Maybe I shouldn’t have blogged this…
Haha, let’s get real though. No one from MPAA reads my blog…right?
X-posted at Human Potential.

4 responses so far ↓
Michael // November 13, 2008 at 2:01 pm |
No srsly, you shouldn’t have blogged this.
What I love about BitTorrent these days is that its moved towards private sites, invite-only groups that pride themselves on quality and community. They have strict rules on who is even allowed to invite people (think: you gotta pay your dues first), all designed to protect its members and promote sharing. Spies from the MPAA / RIAA invading public trackers (how do you think I got that cease and desist in college?) and the fall of Oink have ultimately proved, once-again, that trying to stamp out this kind of illegal activity only manages to push it further underground. Oink is the modern-day BT martyr, and motivated the BitTorrent community to rally together; Oink’s replacements are already larger than Oink ever was
I truly believe in world of DRM-free, HD content, piracy will fade from what it is now. We’ve already seen some of this with iTunes (music piracy is still around obviously, but the casual pirate has certainly proved willing to go the legal route). But until then, I dont see how you can convince someone to pay (too much) for crippled, low-res content when they can get the real deal (Holyfield) for the price of sharing what they get with friends.
SH // November 13, 2008 at 8:02 pm |
Exactly Mike. I think the new frontier of pay-for-play will be at the level of resolution (as you alluded to) or something like that.

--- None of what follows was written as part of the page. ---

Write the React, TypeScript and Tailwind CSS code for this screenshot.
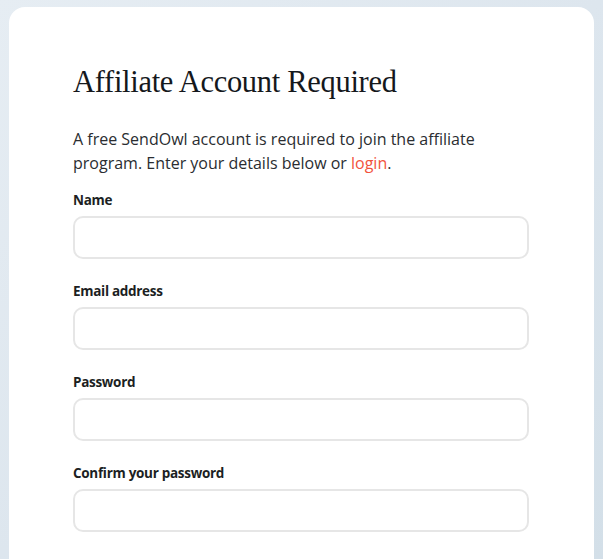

VERRRRY good point about Oink. Their replacements are so much bigger. I think what will also happen is that the film industry–the entire cinematic apparatus–must change course or it will secure its own eventual decline (which is not imminent but it will come sooner than later). I’m not sure how long people will continue to pay $12 for a movie.
What do you think?
mingdynasty // November 14, 2008 at 3:12 am |
yo Han.
Im on that chino time. reading your blog for the first time.
Hope all is well.
Ming
Michael // November 17, 2008 at 5:01 pm |
I think $12 is crazy. I can watch a kazillion movies on Netflix for a very low monthly fee, I think at my current rate it averages around $.80 a movie. That’s what I’m talkin about. They’ve obviously succeeded with that model (I know in part, because a lot of people dont average eighty cents per movie), we just gotta wait for the rest of em to catch on.